OPEC expected to cut oil output after Russian reduction
Thursday, December 6, 2001
LONDON -- OPEC is poised to trigger a 6 percent cut in its official crude oil output after Russia, relenting to intense pressure, agreed to reduce its production by 150,000 barrels a day to help prop up sagging oil prices.
Russia's decision Wednesday ended a showdown with the Organization of Petroleum Exporting Countries that threatened to unleash a price war for crude. One energy analyst forecast that the overall decrease in oil output would nudge gasoline prices higher but said he expected the rise would be modest.
Oil futures surged almost $1 higher on the news, then fell back as skepticism grew about Russia's resolve to honor its commitment.
OPEC was preparing to issue a communique Thursday announcing it would proceed with cuts of 1.5 million barrels a day in its own production, said an official from the group's headquarters in Vienna, Austria.

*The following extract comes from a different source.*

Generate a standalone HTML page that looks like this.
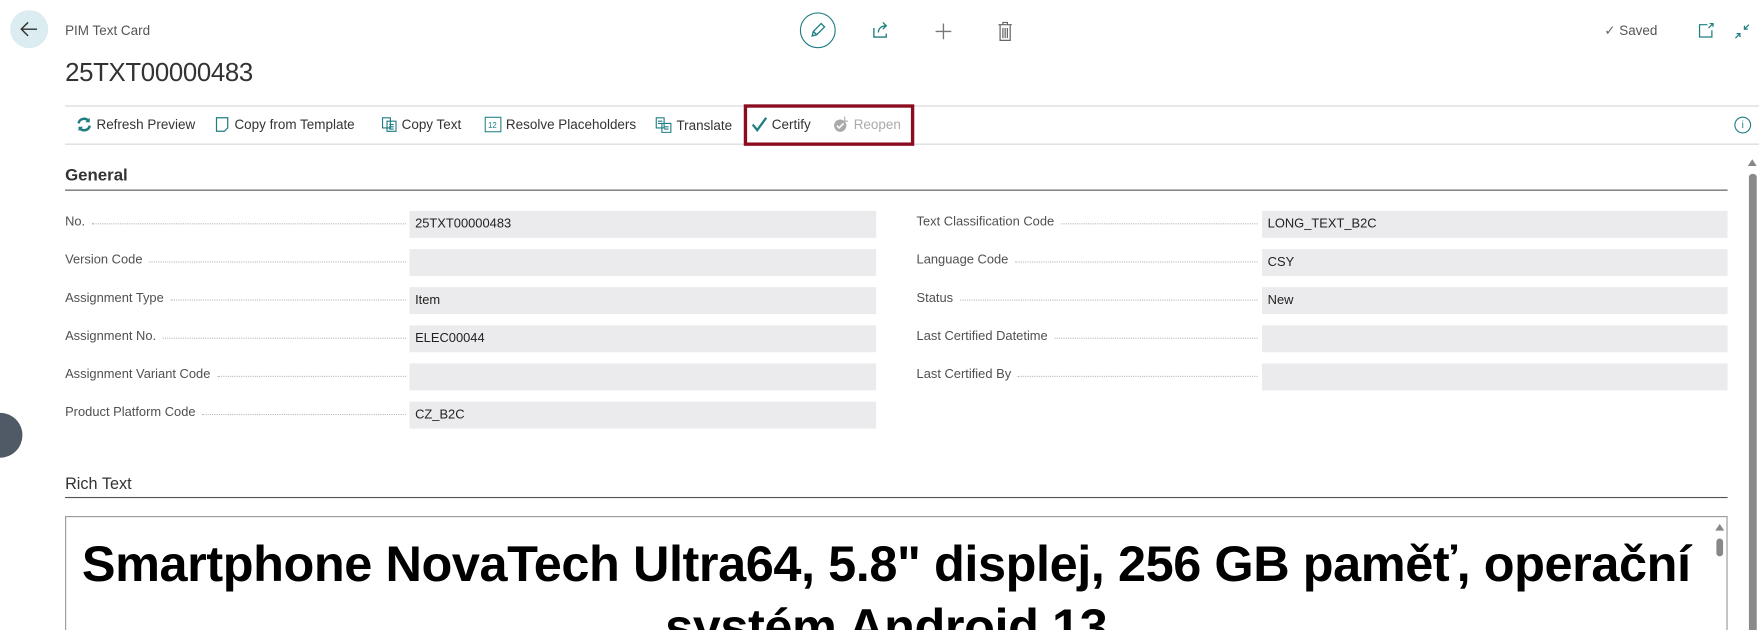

OPEC's secretary-general, Ali Rodriguez, was conferring with OPEC oil ministers on the document's wording, the official said.
After the decision in Russia, attention shifted to Norway, the world's third-largest exporter of oil behind Saudi Arabia and Russia. OPEC has asked Norway for similar cuts.
A firm commitment from Norway, together with the pledge from Russia, would come very close to satisfying OPEC's demand that oil-producing countries outside the group cooperate with its plan to reduce its own production by 1.5 million barrels a day, or 6 percent. OPEC supplies about a third of the world's oil.
"I think it makes triggering the OPEC cuts a near certainty," said George Beranek of The Petroleum Finance Co., a Washington consultancy.
"That's going to mean, over time, higher crude prices, which will be reflected in higher refined product prices," he said.
However, energy analysts noted that U.S. inventories of gasoline and other refined products are plentiful. "I really don't think we have to worry about a return to last spring's very high gasoline prices," Beranek said.
In an unusual act of diplomatic brinksmanship, OPEC insisted last month that non-OPEC producers promise to trim their output by a total of 500,000 barrels a day before it would put its own cuts into effect Jan. 1.